◆ **Task**:
Write out the data below in full, unchanged, minus the images.

◆ **Supplied material**:
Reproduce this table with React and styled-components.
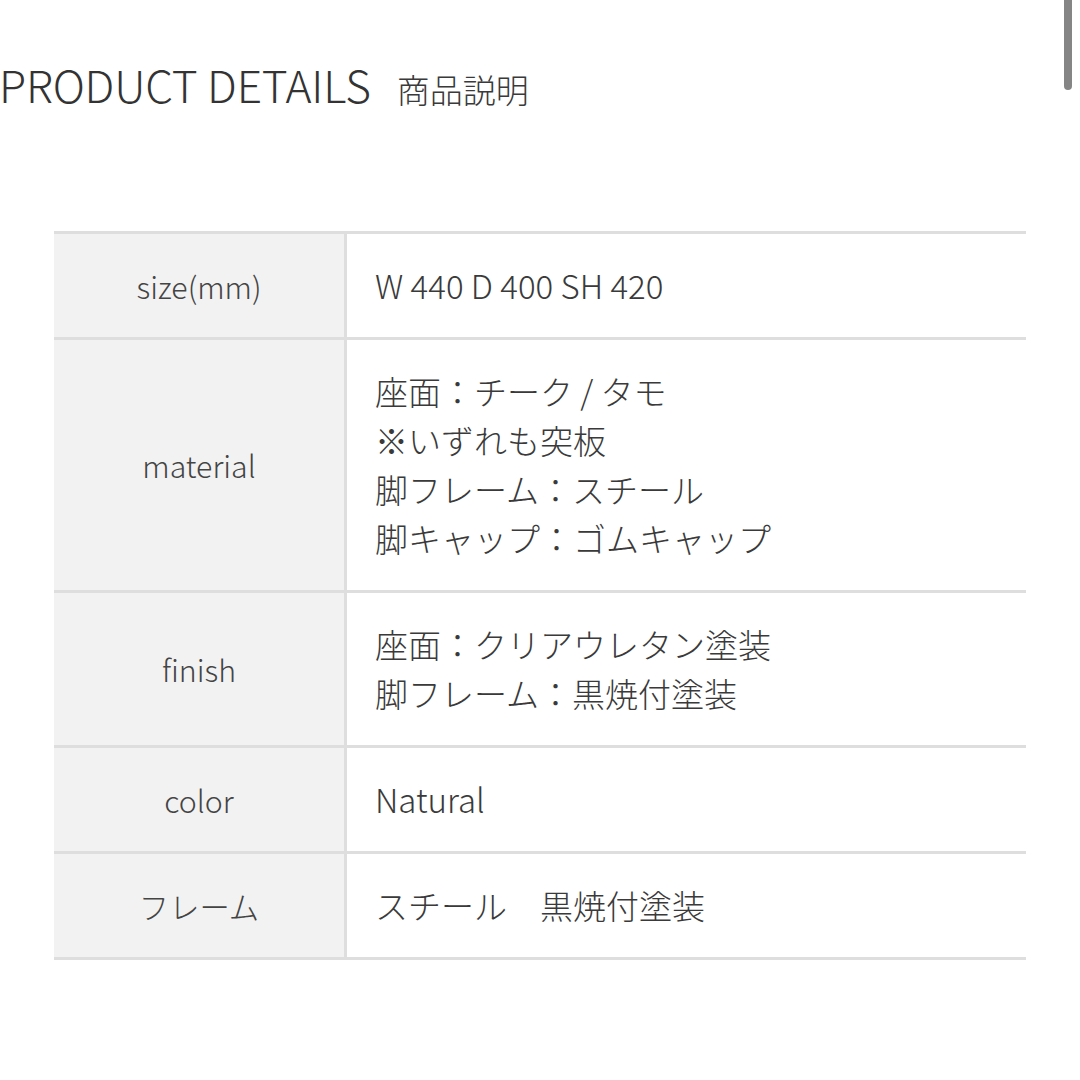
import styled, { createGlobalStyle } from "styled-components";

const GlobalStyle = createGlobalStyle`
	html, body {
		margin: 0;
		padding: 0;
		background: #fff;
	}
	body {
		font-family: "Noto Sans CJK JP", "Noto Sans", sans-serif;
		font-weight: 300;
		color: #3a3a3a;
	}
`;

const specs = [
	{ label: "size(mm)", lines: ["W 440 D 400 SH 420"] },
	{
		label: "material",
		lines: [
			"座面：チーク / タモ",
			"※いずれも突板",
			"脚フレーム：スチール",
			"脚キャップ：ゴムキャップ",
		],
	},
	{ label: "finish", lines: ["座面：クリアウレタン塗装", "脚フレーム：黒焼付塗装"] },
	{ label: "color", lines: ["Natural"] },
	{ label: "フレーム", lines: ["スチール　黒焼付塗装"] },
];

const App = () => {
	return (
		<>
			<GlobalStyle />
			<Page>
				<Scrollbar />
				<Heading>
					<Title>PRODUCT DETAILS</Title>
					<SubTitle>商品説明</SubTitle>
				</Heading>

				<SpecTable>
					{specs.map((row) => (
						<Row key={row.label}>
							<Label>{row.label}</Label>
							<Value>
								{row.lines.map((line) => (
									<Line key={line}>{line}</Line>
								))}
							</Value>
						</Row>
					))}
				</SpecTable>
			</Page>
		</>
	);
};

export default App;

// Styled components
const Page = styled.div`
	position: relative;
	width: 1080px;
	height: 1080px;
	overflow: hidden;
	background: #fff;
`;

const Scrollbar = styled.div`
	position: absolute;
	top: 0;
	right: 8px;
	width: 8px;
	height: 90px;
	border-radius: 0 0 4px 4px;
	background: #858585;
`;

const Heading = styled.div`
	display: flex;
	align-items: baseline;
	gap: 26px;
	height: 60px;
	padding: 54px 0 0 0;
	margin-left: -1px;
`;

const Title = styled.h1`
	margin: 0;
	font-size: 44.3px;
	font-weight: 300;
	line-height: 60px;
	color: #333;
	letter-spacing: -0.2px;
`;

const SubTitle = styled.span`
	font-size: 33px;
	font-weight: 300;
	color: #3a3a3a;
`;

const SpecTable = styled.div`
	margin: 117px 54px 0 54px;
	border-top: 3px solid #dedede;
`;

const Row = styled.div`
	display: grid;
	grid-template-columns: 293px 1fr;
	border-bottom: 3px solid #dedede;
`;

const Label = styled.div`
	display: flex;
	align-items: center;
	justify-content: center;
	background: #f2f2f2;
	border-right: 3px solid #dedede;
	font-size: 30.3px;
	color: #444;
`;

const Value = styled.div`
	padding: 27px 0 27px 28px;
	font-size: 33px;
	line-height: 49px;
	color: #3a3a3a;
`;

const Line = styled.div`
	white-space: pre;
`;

◆ **Task solution**:
Reproduce this table with React and styled-components.
import styled, { createGlobalStyle } from "styled-components";

const GlobalStyle = createGlobalStyle`
	html, body {
		margin: 0;
		padding: 0;
		background: #fff;
	}
	body {
		font-family: "Noto Sans CJK JP", "Noto Sans", sans-serif;
		font-weight: 300;
		color: #3a3a3a;
	}
`;

const specs = [
	{ label: "size(mm)", lines: ["W 440 D 400 SH 420"] },
	{
		label: "material",
		lines: [
			"座面：チーク / タモ",
			"※いずれも突板",
			"脚フレーム：スチール",
			"脚キャップ：ゴムキャップ",
		],
	},
	{ label: "finish", lines: ["座面：クリアウレタン塗装", "脚フレーム：黒焼付塗装"] },
	{ label: "color", lines: ["Natural"] },
	{ label: "フレーム", lines: ["スチール　黒焼付塗装"] },
];

const App = () => {
	return (
		<>
			<GlobalStyle />
			<Page>
				<Scrollbar />
				<Heading>
					<Title>PRODUCT DETAILS</Title>
					<SubTitle>商品説明</SubTitle>
				</Heading>

				<SpecTable>
					{specs.map((row) => (
						<Row key={row.label}>
							<Label>{row.label}</Label>
							<Value>
								{row.lines.map((line) => (
									<Line key={line}>{line}</Line>
								))}
							</Value>
						</Row>
					))}
				</SpecTable>
			</Page>
		</>
	);
};

export default App;

// Styled components
const Page = styled.div`
	position: relative;
	width: 1080px;
	height: 1080px;
	overflow: hidden;
	background: #fff;
`;

const Scrollbar = styled.div`
	position: absolute;
	top: 0;
	right: 8px;
	width: 8px;
	height: 90px;
	border-radius: 0 0 4px 4px;
	background: #858585;
`;

const Heading = styled.div`
	display: flex;
	align-items: baseline;
	gap: 26px;
	height: 60px;
	padding: 54px 0 0 0;
	margin-left: -1px;
`;

const Title = styled.h1`
	margin: 0;
	font-size: 44.3px;
	font-weight: 300;
	line-height: 60px;
	color: #333;
	letter-spacing: -0.2px;
`;

const SubTitle = styled.span`
	font-size: 33px;
	font-weight: 300;
	color: #3a3a3a;
`;

const SpecTable = styled.div`
	margin: 117px 54px 0 54px;
	border-top: 3px solid #dedede;
`;

const Row = styled.div`
	display: grid;
	grid-template-columns: 293px 1fr;
	border-bottom: 3px solid #dedede;
`;

const Label = styled.div`
	display: flex;
	align-items: center;
	justify-content: center;
	background: #f2f2f2;
	border-right: 3px solid #dedede;
	font-size: 30.3px;
	color: #444;
`;

const Value = styled.div`
	padding: 27px 0 27px 28px;
	font-size: 33px;
	line-height: 49px;
	color: #3a3a3a;
`;

const Line = styled.div`
	white-space: pre;
`;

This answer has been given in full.